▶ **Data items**
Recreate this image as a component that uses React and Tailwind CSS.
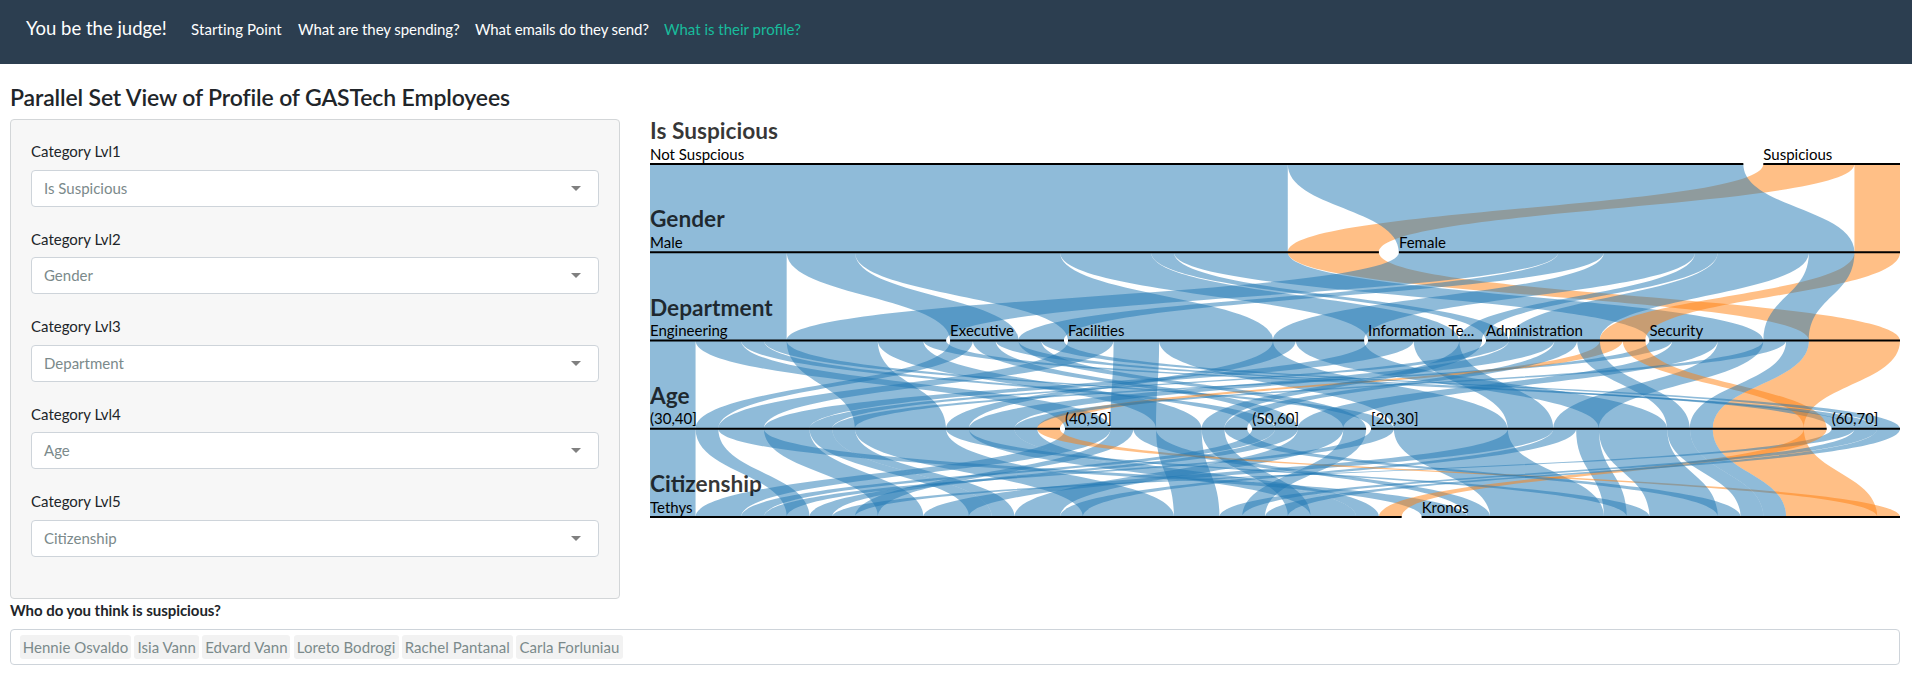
const NAV_LINKS = [
  { label: "Starting Point", tracking: "w-[107px] tracking-[0.1px]" },
  { label: "What are they spending?", tracking: "w-[177px] tracking-[-0.08px]" },
  { label: "What emails do they send?", tracking: "w-[189px] tracking-[-0.12px]" },
];
const LEVELS = ["Is Suspicious", "Gender", "Department", "Age", "Citizenship"];
const SUSPECTS = [
  { name: "Hennie Osvaldo", width: "w-[111px]" },
  { name: "Isia Vann", width: "w-[65px]" },
  { name: "Edvard Vann", width: "w-[88px]" },
  { name: "Loreto Bodrogi", width: "w-[105px]" },
  { name: "Rachel Pantanal", width: "w-[111px]" },
  { name: "Carla Forluniau", width: "w-[107px]" },
];

const DIMENSIONS = [
  { name: "Is Suspicious", categories: ["Not Suspcious", "Suspicious"] },
  { name: "Gender", categories: ["Male", "Female"] },
  {
    name: "Department",
    categories: ["Engineering", "Executive", "Facilities", "Information Te...", "Administration", "Security"],
  },
  { name: "Age", categories: ["(30,40]", "(40,50]", "(50,60]", "[20,30]", "(60,70]"] },
  { name: "Citizenship", categories: ["Tethys", "Kronos"] },
];

// One row per distinct profile: category index in each dimension, then head count.
const ROWS = [
  [0, 0, 0, 0, 0, 2],
  [0, 0, 0, 1, 0, 2],
  [0, 0, 0, 2, 0, 1],
  [0, 0, 0, 3, 0, 1],
  [0, 0, 1, 0, 0, 1],
  [0, 0, 1, 2, 0, 1],
  [0, 0, 1, 4, 0, 1],
  [0, 0, 2, 0, 1, 2],
  [0, 0, 2, 1, 0, 1],
  [0, 0, 2, 1, 1, 1],
  [0, 0, 2, 3, 1, 5],
  [0, 0, 3, 0, 0, 2],
  [0, 0, 3, 3, 0, 2],
  [0, 0, 4, 0, 0, 1],
  [0, 0, 5, 0, 0, 1],
  [0, 0, 5, 2, 0, 2],
  [0, 0, 5, 3, 0, 1],
  [0, 0, 5, 3, 1, 1],
  [0, 1, 0, 0, 0, 4],
  [0, 1, 0, 1, 0, 2],
  [0, 1, 0, 4, 0, 1],
  [0, 1, 1, 2, 0, 1],
  [0, 1, 1, 4, 0, 1],
  [0, 1, 2, 0, 1, 1],
  [0, 1, 2, 3, 1, 3],
  [0, 1, 3, 1, 0, 1],
  [0, 1, 4, 0, 0, 2],
  [0, 1, 4, 1, 1, 1],
  [0, 1, 4, 3, 1, 1],
  [0, 1, 5, 0, 0, 1],
  [0, 1, 5, 3, 1, 1],
  [1, 0, 5, 3, 1, 4],
  [1, 1, 4, 0, 1, 1],
  [1, 1, 4, 3, 0, 1],
];

const WIDTH = 1250;
const SPACING = 20;
const FIRST_Y = 45;
const STEP = 88.25;
const TOTAL = ROWS.reduce((sum, row) => sum + row[5], 0);
const UNIT = (WIDTH - SPACING) / TOTAL;
const COLORS = ["#1f77b4", "#ff7f0e"];

function buildNodes() {
  return DIMENSIONS.map((dimension, d) => {
    const gap = SPACING / (dimension.categories.length - 1);
    let x = 0;
    return dimension.categories.map((name, c) => {
      const count = ROWS.filter((row) => row[d] === c).reduce((sum, row) => sum + row[5], 0);
      const node = { name, x, width: count * UNIT };
      x += node.width + gap;
      return node;
    });
  });
}

function buildRibbons(nodes) {
  const ribbons = [];
  for (let d = 0; d < DIMENSIONS.length - 1; d += 1) {
    const used = { source: {}, target: {} };
    const groups = new Map();
    ROWS.forEach((row) => {
      const key = row.slice(0, d + 2).join("-");
      const group = groups.get(key) || { path: row, count: 0 };
      group.count += row[5];
      groups.set(key, group);
    });
    groups.forEach(({ path, count }, key) => {
      const s = path[d];
      const t = path[d + 1];
      const sx = nodes[d][s].x + (used.source[s] || 0) * UNIT;
      const tx = nodes[d + 1][t].x + (used.target[t] || 0) * UNIT;
      used.source[s] = (used.source[s] || 0) + count;
      used.target[t] = (used.target[t] || 0) + count;
      const w = count * UNIT;
      const y0 = FIRST_Y + d * STEP;
      const y1 = y0 + STEP;
      const m = (y0 + y1) / 2;
      ribbons.push({
        key: `${d}:${key}`,
        color: COLORS[path[0]],
        // Paint order: by gender, with suspicious ribbons under the others.
        layer: path[1] * 2 + (1 - path[0]),
        d: `M${sx},${y0}C${sx},${m} ${tx},${m} ${tx},${y1}h${w}C${tx + w},${m} ${sx + w},${m} ${sx + w},${y0}Z`,
      });
    });
  }
  return ribbons.sort((a, b) => a.layer - b.layer);
}

const NODES = buildNodes();
const RIBBONS = buildRibbons(NODES);

function ParallelSets() {
  return (
    <svg className="block h-[410px] w-[1250px] shrink-0" viewBox="0 0 1250 410">
      {RIBBONS.map((r) => (
        <path key={r.key} d={r.d} fill={r.color} fillOpacity="0.5" />
      ))}
      {DIMENSIONS.map((dimension, d) => {
        const y = FIRST_Y + d * STEP;
        return (
          <g key={dimension.name}>
            <text x="0" y={y - 25} className="text-[22.7px] font-bold" fill="#000" fillOpacity="0.78">
              {dimension.name}
            </text>
            {NODES[d].map((node) => (
              <g key={node.name}>
                <rect x={node.x} y={y - 1} width={node.width} height="2" fill="#000" />
                <text x={node.x} y={y - 4.5} className="text-[15px]" fill="#000">
                  {node.name}
                </text>
              </g>
            ))}
          </g>
        );
      })}
    </svg>
  );
}

function Select({ level, value }) {
  return (
    <div className="mb-5">
      <div className="mb-[7px] h-[22.5px] pt-px text-[15px] leading-[22.5px] text-[#212529]">Category Lvl{level}</div>
      <div className="mt-2 flex h-[37px] items-center justify-between rounded border border-[#ced4da] bg-white pr-[17px] pl-3 text-[15px] text-[#7b8a8b]">
        <span>{value}</span>
        <span className="h-0 w-0 border-x-[5px] border-t-[5px] border-x-transparent border-t-[#808080]" />
      </div>
    </div>
  );
}

export default function App() {
  return (
    <div className="min-h-[675px] w-full bg-white font-['Lato',sans-serif] text-[#212529]">
      <nav className="flex h-16 items-center bg-[#2c3e50] px-[26px] pb-[6px] text-[15px] text-white">
        <span className="w-[165px] text-[18.5px]">You be the judge!</span>
        <div className="flex whitespace-nowrap">
          {NAV_LINKS.map((link) => (
            <a key={link.label} className={link.tracking}>
              {link.label}
            </a>
          ))}
          <a className="text-[#18bc9c]">What is their profile?</a>
        </div>
      </nav>
      <main className="pr-3 pl-[10px]">
        <h3 className="mb-2 pt-[19px] text-[23px] leading-7 font-semibold tracking-[-0.14px]">
          Parallel Set View of Profile of GASTech Employees
        </h3>
        <div className="flex gap-[30px]">
          <section className="h-[480px] w-[610px] shrink-0 rounded border border-[#d3d6d8] bg-[#f7f7f7] px-5 pt-[19px]">
            {LEVELS.map((value, i) => (
              <Select key={value} level={i + 1} value={value} />
            ))}
          </section>
          <ParallelSets />
        </div>
        <div className="mb-[7px] h-[23px] text-[15px] leading-[23px] font-bold tracking-[-0.05px]">Who do you think is suspicious?</div>
        <div className="flex h-[36px] items-center gap-[3.2px] rounded border border-[#ced4da] px-[9px]">
          {SUSPECTS.map(({ name, width }) => (
            <span
              key={name}
              className={`${width} rounded-[3px] bg-[#f2f2f2] text-center text-[15px] leading-6 tracking-[0.05px] whitespace-nowrap text-[#7b8a8b]`}
            >
              {name}
            </span>
          ))}
        </div>
      </main>
    </div>
  );
}
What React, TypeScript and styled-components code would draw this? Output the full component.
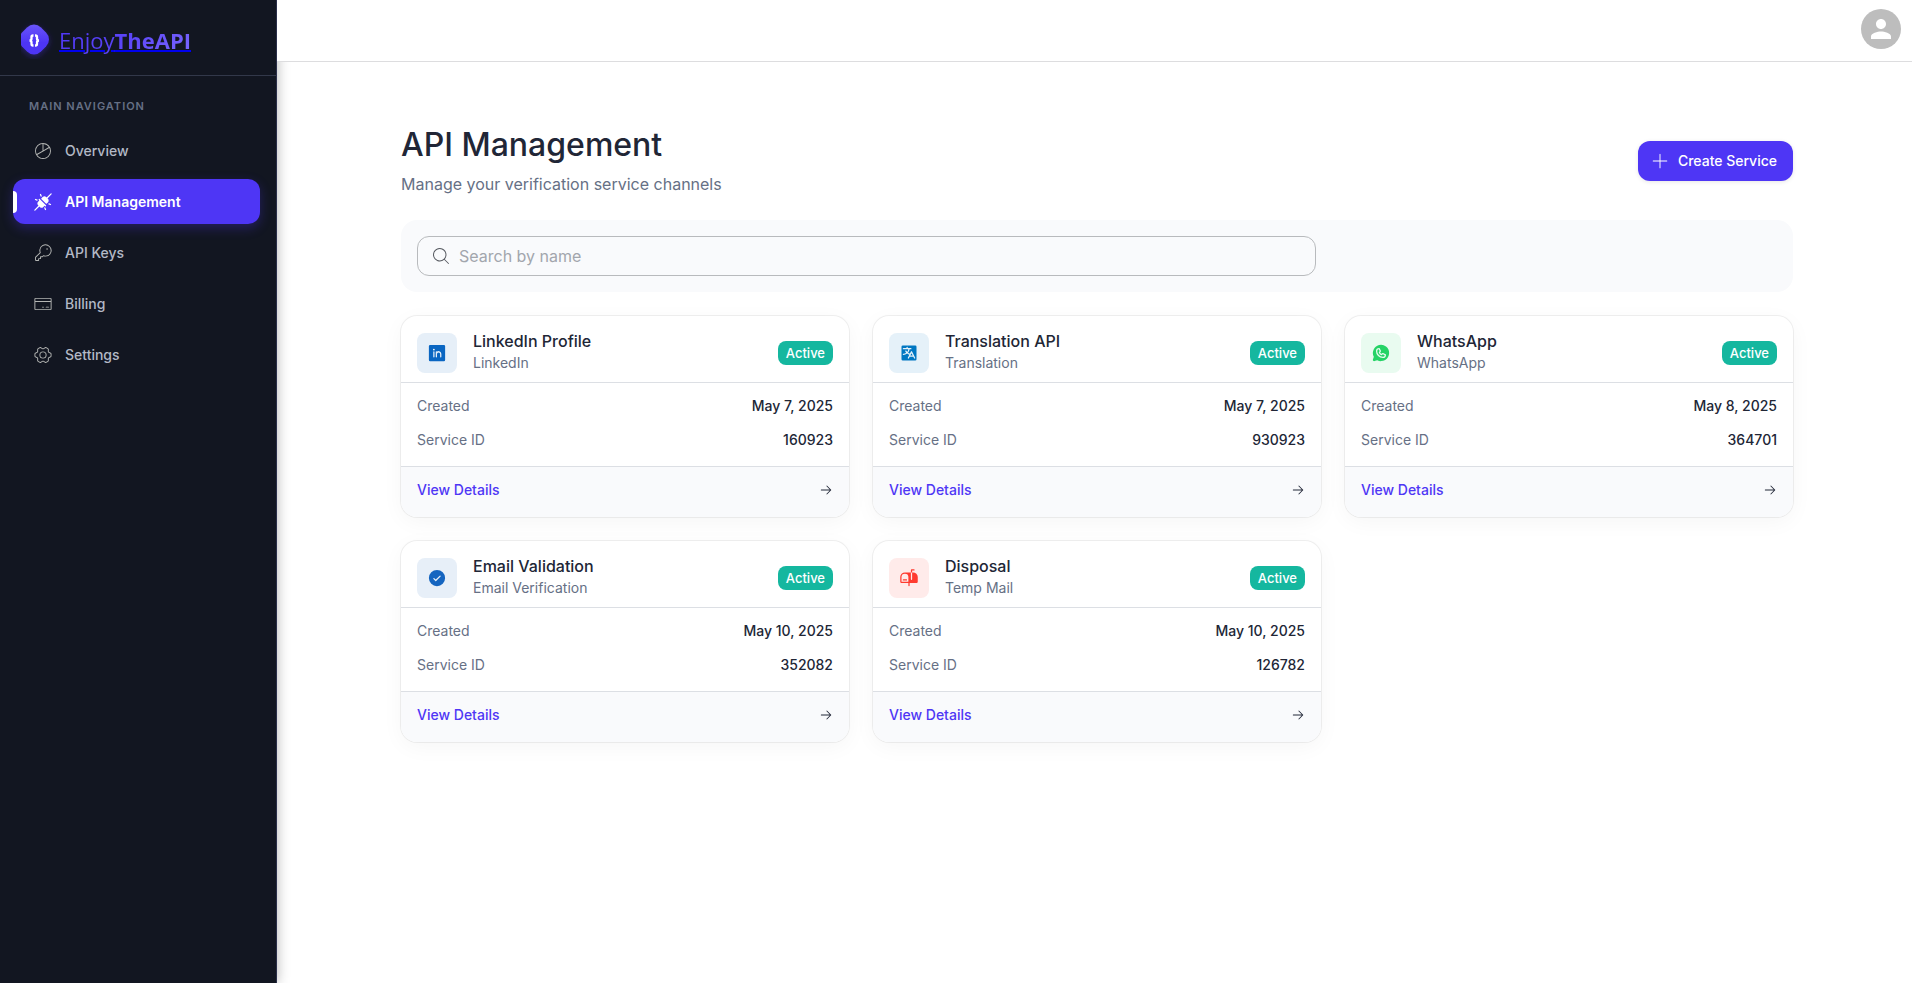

▶ **Exercise description**
Gather all the lines that include the word "React" and copy them out.

▶ **Result**
Recreate this image as a component that uses React and Tailwind CSS.
What React, TypeScript and styled-components code would draw this? Output the full component.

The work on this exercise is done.